WVU's Shell gets last shot at elusive 1,000-yard season

West Virginia running back Rushel Shell carries the ball during a game last season against Iowa State in Morgantown, W. Va.
West Virginia running back Rushel Shell carries the ball during a game last season against Iowa State in Morgantown, W. Va.

Coming out of high school, Rushel Shell arrived at Pittsburgh and was labeled as the next Tony Dorsett.

Four years later, Shell gets one last shot at his own name recognition as a senior at West Virginia.

Shell is shouldering the Mountaineers' rushing responsibilities following the departure of Big 12 rushing leader Wendell Smallwood, and his quest for an elusive 1,000-yard season starts in Saturday's season opener against Missouri.

"I want to be that guy like I was in high school," said the 6-foot, 215-pound Shell. "Be the workhorse, getting the ball as many times as they want to give me and barely come off the field."

That high school, it turns out, is Hopewell High in Aliquippa, Pa., the same school that produced Dorsett, the former Heisman Trophy winner at Pitt and a member of the Pro Football Hall of Fame.

Things haven't quite turned out what Shell had hoped after racking up 39 straight 100-yard games in high school and becoming Pennsylvania's all-time leading prep rusher.

He transferred from Pittsburgh despite a productive freshman season in 2012. He gained 788 yards in 2014 at West Virginia despite missing most of two games with a foot injury, then took a back seat last year as Smallwood had the fourth-best rushing season (1,519 yards) in school history.

Shell's carries dwindled toward the end of 2015. He finished with 708 yards, and his 4.4 yards per carry were two yards shy of Smallwood's average.

His coaches felt that Shell was overthinking and trying to reinvent himself.

Not so in the practices leading up to this season.

With Smallwood off to the NFL, West Virginia made Shell the featured ball carrier without proven backups but behind a veteran offensive line.

"Right now there's not much he's not doing well," said West Virginia running backs coach JaJuan Seider. "He's having a great fall camp. He's getting back to being Rushel - running the ball hard and physical, getting downhill, the type of back that we know he can be."

Shell, who will get backup help from freshman Kennedy McKoy and junior college transfer Justin Crawford, said he just wants to be more patient when he gets the ball.

He understands that sprinkled around the runs that go nowhere are the possibilities of busting out a long one. He'll get a challenge from the get-go in Missouri, which returns seven starters on defense and is led by standout end Charles Harris.
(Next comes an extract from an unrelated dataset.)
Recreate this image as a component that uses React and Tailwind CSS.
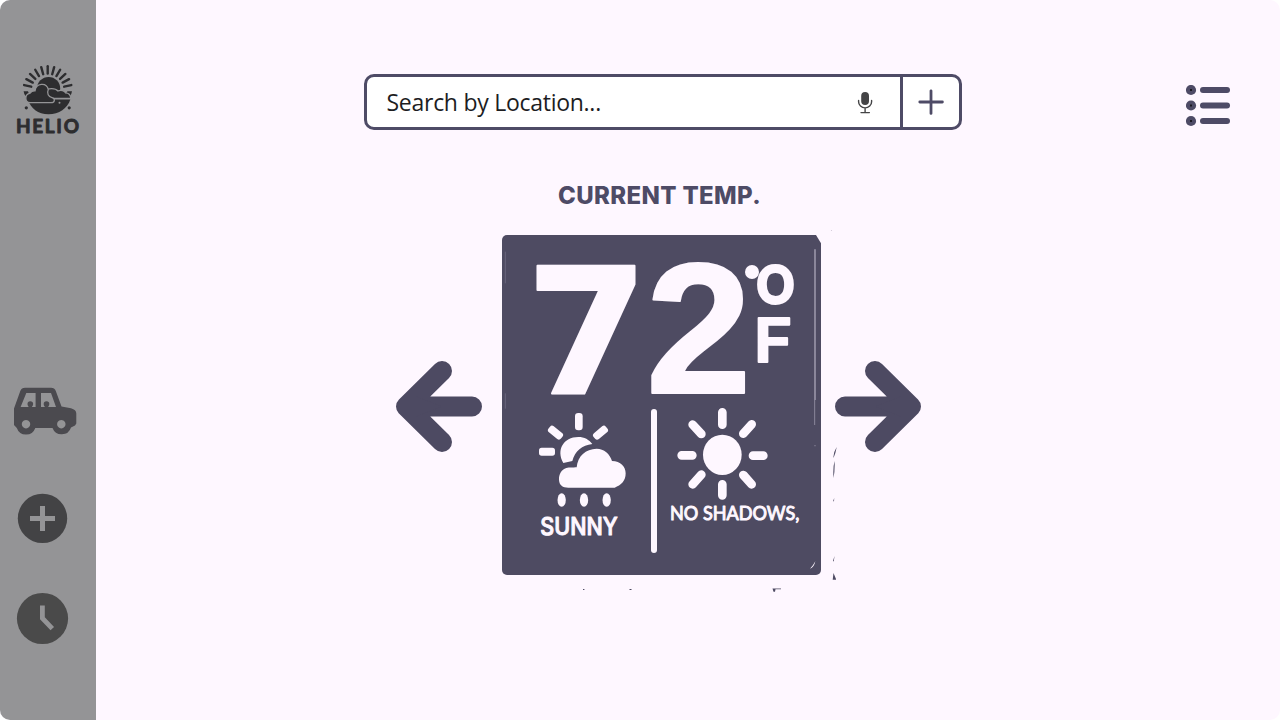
import React from "react";

const RAYS = [-77, -62, -47, -31, -15.5, 0, 15.5, 31, 47, 62, 77];

function HelioLogo() {
  return (
    <svg className="block h-[76px] w-[96px]" viewBox="0 62 96 76" fill="#2d2d2f">
      {RAYS.map((a) => (
        <path key={a} d="M47.7 66.3V73.6" stroke="#2d2d2f" strokeWidth="2.4" strokeLinecap="round" transform={`rotate(${a} 47.7 90.5)`} />
      ))}
      <path d="M23.6 91.3h4.4l1.2 3.2-3.6 1.6q-1.6-1.8-2-4.8zM72 91.3h-4.6l-1.4 2.7 4 2q1.6-1.8 2-4.7z" />
      <circle cx="48.6" cy="88.5" r="11.6" />
      <path d="M28 99.5H70.300C67.500 108.500 59 114.200 48.500 114.200S30.500 108.500 28 99.500z" />
      <path
        d="M50 98.300C46 97 44.500 92 46.500 89.300 50 88.500 55.500 88 58 91 61 89.500 64.500 90.800 65.500 92.800 68.500 92.800 70.500 95 70.800 98.300z"
        stroke="#949496"
        strokeWidth="1.300"
      />
      <path
        d="M30 102.700C24.500 102.500 24.500 94 29.800 93.300 31.300 91.300 33 90.600 35 90.800 36 83 46.500 82 48.300 89.500 46.500 93.500 48.500 97 52 97.600 55.500 98.600 55 102.700 51 102.700z"
        stroke="#949496"
        strokeWidth="1.300"
      />
      <circle cx="26.300" cy="107.800" r="1.600" />
      <circle cx="69.200" cy="107.800" r="1.600" />
      <circle cx="59.500" cy="102.800" r="1" fill="#949496" />
      <text x="16" y="132.600" fontFamily="Lato, sans-serif" fontWeight="700" fontSize="19" textLength="63" lengthAdjust="spacing" stroke="#2d2d2f" strokeWidth=".9" strokeLinejoin="round">
        HELIO
      </text>
    </svg>
  );
}

function CarIcon() {
  return (
    <svg className="mt-[248px] block h-[50px] w-[96px]" viewBox="0 386 96 50" fill="#4b4a4f">
      <path
        fillRule="evenodd"
        d="M25 387.700H51Q54.500 387.700 55.800 391L61.500 406.600 71 408.300Q76.300 409.800 76.300 413.500V423.500L75 425.500 71 427.500A9.800 9.800 0 0 1 52.500 428H35.300A9.800 9.800 0 0 1 16.800 428L14 425V408.500L20.300 391Q21.600 387.700 25 387.700zM26.300 393L20.600 407H35.600V393zM41 393V407H56L51 393zM26 420a4.200 4.200 0 1 0 .01 0zM61.300 420a4.200 4.200 0 1 0 .01 0z"
      />
      <circle cx="30.300" cy="404" r="2.800" />
      <circle cx="46.500" cy="404" r="2.800" />
      <path d="M28.500 405h3.600v2.500h-3.600zM44.700 405h3.600v2.500h-3.600z" />
    </svg>
  );
}

function Sidebar() {
  return (
    <nav className="flex h-full w-24 shrink-0 flex-col bg-[#949496] pt-[62px]">
      <HelioLogo />
      <CarIcon />
      <svg className="mt-[56px] block h-[53px] w-[96px]" viewBox="0 492 96 53">
        <circle cx="42.500" cy="518.400" r="24.700" fill="#434345" />
        <path d="M42.500 506v25M30 518.500h25" stroke="#949496" strokeWidth="5" />
      </svg>
      <svg className="mt-[46px] block h-[55px] w-[96px]" viewBox="0 591 96 55">
        <circle cx="42.500" cy="618.500" r="25.600" fill="#4a4a4a" />
        <path d="M42.400 605.500V618.200L52.300 628.600" fill="none" stroke="#949496" strokeWidth="4.800" />
      </svg>
    </nav>
  );
}

function SearchBar() {
  return (
    <div className="flex h-14 w-[598px] overflow-hidden rounded-[10px] border-[3px] border-[#4e4b66] bg-white">
      <div className="flex flex-1 items-center pl-[19.500px] pr-[26px]">
        <span className="flex-1 whitespace-nowrap font-['Open_Sans',sans-serif] text-[23px] leading-none tracking-[-0.270px] text-[#1d1d1f]">
          Search by Location...
        </span>
        <svg className="h-[24px] w-[18px]" viewBox="0 0 18 24" fill="none" stroke="#444446" strokeWidth="1.400" strokeLinecap="round">
          <rect x="5.200" y="2" width="7.800" height="13" rx="3.900" fill="#444446" stroke="none" />
          <path d="M2.600 10.500v1.200a6.500 6.200 0 0 0 13 0v-1.200M9.100 18v4.200M5 22.600h8.400" />
        </svg>
      </div>
      <div className="flex w-[59px] items-center justify-center border-l-[3px] border-[#4e4b66]">
        <svg className="h-[26px] w-[26px]" viewBox="0 0 26 26" stroke="#4e4b66" strokeWidth="2.800" strokeLinecap="round">
          <path d="M13 1.800v22.600M1.800 13h22.600" />
        </svg>
      </div>
    </div>
  );
}

function ListIcon() {
  return (
    <svg className="h-[42px] w-[45px]" viewBox="0 0 45 42">
      {[5, 20.500, 36].map((y) => (
        <g key={y}>
          <circle cx="5" cy={y} r="5.100" fill="#4e4b66" />
          <rect x="4" y={y - 1} width="2" height="2" fill="#1a1922" />
          <path d={`M17 ${y}H41`} stroke="#4e4b66" strokeWidth="6" strokeLinecap="round" />
        </g>
      ))}
    </svg>
  );
}

function Arrow({ className }) {
  return (
    <svg className={className} viewBox="0 -0.5 86 92" fill="none" stroke="#4d4a62" strokeWidth="20" strokeLinecap="round" strokeLinejoin="round">
      <path d="M46 10.500L10 46 46 81.500M12 46H76" />
      <path d="M20 36L46 46 20 56z" fill="#4d4a62" stroke="none" />
    </svg>
  );
}

function Temperature() {
  return (
    <svg className="block h-[165px] w-[319px] overflow-visible" viewBox="36 45 957 495" fill="#fef7ff" fontFamily="Inter, sans-serif">
      <path d="M978 45L993 70V45z" />
      <path d="M975 88V540" stroke="#aaa5b8" strokeWidth="4" />
      <path d="M46 95V190M46 520V540" stroke="#77738b" strokeWidth="2" />
      <g stroke="#fef7ff" strokeWidth="6" strokeLinejoin="round">
        <text transform="translate(107 518) scale(1.010 1)" fontFamily="DejaVu Sans, sans-serif" fontWeight="700" fontSize="524">7</text>
        <text transform="translate(467 518) scale(1.025 1)" fontFamily="Liberation Sans, sans-serif" fontWeight="700" fontSize="557">2</text>
        <text transform="translate(797 253) scale(.960 1)" fontWeight="700" fontSize="160">O</text>
        <text transform="translate(792 426) scale(1.070 1)" fontWeight="600" fontSize="183">F</text>
      </g>
      <circle cx="786" cy="156" r="21" />
    </svg>
  );
}

function SunnyPanel() {
  return (
    <svg className="block h-[175px] w-[149px]" viewBox="36 0 447 525" fill="#fef7ff">
      <path d="M46 0V26" stroke="#77738b" strokeWidth="2" />
      <rect x="255" y="39" width="23" height="52" rx="10" />
      <rect x="147" y="143" width="48" height="24" rx="8" />
      <rect x="-24" y="-11.500" width="48" height="23" rx="8" transform="translate(196.500 98) rotate(39)" />
      <rect x="-24" y="-11.500" width="48" height="23" rx="8" transform="translate(331.500 98) rotate(-40)" />
      <path d="M220 189C198 150 220 111 265 111 283 111 297 119 307 132 276 136 255 153 247 183z" />
      <path d="M235 263H374C393 256 407 243 407 220 407 199 392 184 366 183 360 162 342 146 320 146 287 147 263 168 260 202 249 203 238 201 229 204 214 208 206 224 207 240 208 256 218 263 235 263z" />
      <ellipse cx="215" cy="300" rx="12.500" ry="20.500" />
      <ellipse cx="282" cy="300" rx="12.500" ry="20.500" />
      <ellipse cx="350" cy="300" rx="12.500" ry="20.500" />
      <text x="151" y="404" fontFamily="Inter, sans-serif" fontWeight="500" fontSize="71" textLength="232" lengthAdjust="spacingAndGlyphs" stroke="#fef7ff" strokeWidth="3" strokeLinejoin="round">
        SUNNY
      </text>
    </svg>
  );
}

function ShadowsPanel() {
  return (
    <svg className="block h-[175px] w-[164px]" viewBox="-9 0 492 525" fill="#fef7ff">
      <path d="M464 0V75" stroke="#8b879c" strokeWidth="3" />
      <circle cx="465" cy="137" r="2" fill="#8b879c" />
      <path d="M466 484Q462 503 450 506Q460 496 466 484z" />
      <ellipse cx="187" cy="164.500" rx="58" ry="60.500" />
      <g stroke="#fef7ff" strokeWidth="26" strokeLinecap="round">
        <path d="M187 37V74M187 253V286M65 166H97M279 167H310M98 74L124 102M275 73L250 101M124 224L98 253M250 225L275 253" />
      </g>
      <text x="30" y="361" fontFamily="Lato, sans-serif" fontWeight="400" fontSize="58" textLength="388" lengthAdjust="spacingAndGlyphs" stroke="#fef7ff" strokeWidth="3" strokeLinejoin="round">
        NO SHADOWS,
      </text>
    </svg>
  );
}

function WeatherCard() {
  return (
    <section className="relative mx-5 mr-[14px] flex h-[340px] w-[319px] flex-col rounded-[5px] bg-[#4e4b62]">
      <Temperature />
      <div className="flex">
        <SunnyPanel />
        <div className="mt-[8.500px] h-[144px] w-[5.500px] rounded-full bg-[#fef7ff]" />
        <ShadowsPanel />
      </div>
      <svg className="absolute left-0 top-0 overflow-visible" width="319" height="340" viewBox="502 235 319 340" fill="#4e4b63">
        <path d="M836.700 447Q833 453 833.500 458 835.500 454 836.700 447zM834.600 461Q832.800 467 833.500 478 835 471 834.600 461zM834.200 498l-1 3 .8.500zM834.500 556l-1.500 5 .8.500zM833.500 573l2.500 6v.8h-3.300z" />
        <path d="M772.500 588.500h8.500v.8h-5.500l-.5 2.500h-1.500zM629.500 589h2v1h-2zM583 589h1.400v1H583z" />
        <circle cx="831.500" cy="230.500" r=".6" fill="#cfc8d6" />
      </svg>
    </section>
  );
}

export default function App() {
  return (
    <div className="h-[720px] w-[1280px] bg-white">
      <div className="flex h-full w-full overflow-hidden rounded-[10px] bg-[#fef7ff]">
        <Sidebar />
        <main className="flex flex-1 flex-col">
          <header className="flex items-start pl-[268px] pr-[49px] pt-[74px]">
            <SearchBar />
            <div className="ml-auto mt-[11px]">
              <ListIcon />
            </div>
          </header>
          <h1 className="ml-[462px] mt-[50px] h-[55px] whitespace-nowrap font-['Inter',sans-serif] text-[24px] font-extrabold leading-[32px] tracking-[0.350px] text-[#4e4b66]">
            CURRENT TEMP.
          </h1>
          <div className="ml-[300px] flex items-center">
            <Arrow className="mt-[2px] h-[92px] w-[86px]" />
            <WeatherCard />
            <Arrow className="mt-[2px] h-[92px] w-[86px] -scale-x-100" />
          </div>
        </main>
      </div>
    </div>
  );
}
"I'm a back that gets better with more carries," Shell said. "I feel like I've always been that way. The more you give me the ball, the better I'm going to get. I feel like that's one of my strengths. I can wear a defense down. I feel like this year they're giving me the opportunity."

The Shell that arrived on campus in Pittsburgh is far different from the one finishing up in Morgantown. He has three children now. Thoughts of 1-year-old son Prince and 4-year-old twin daughters Arionna and Amiyah being 90 miles away with their mother and Shell's mom next door in Aliquippa and not being able to see them every day is what motivates him.

"It changes the perspective on everything," Shell said. This season "is definitely for them, the most unique one of my life. One I feel like could be most successful."

But he's no Dorsett, and that's OK with the Mountaineers.

"It's right there in front of him. I think the kid is very talented," Seider said. "Stop trying to live up to the hype and expectations of being the record holder of Pennsylvania and the next Tony Dorsett. Just go be Rushel Shell. Go do what got you here. It's now or never."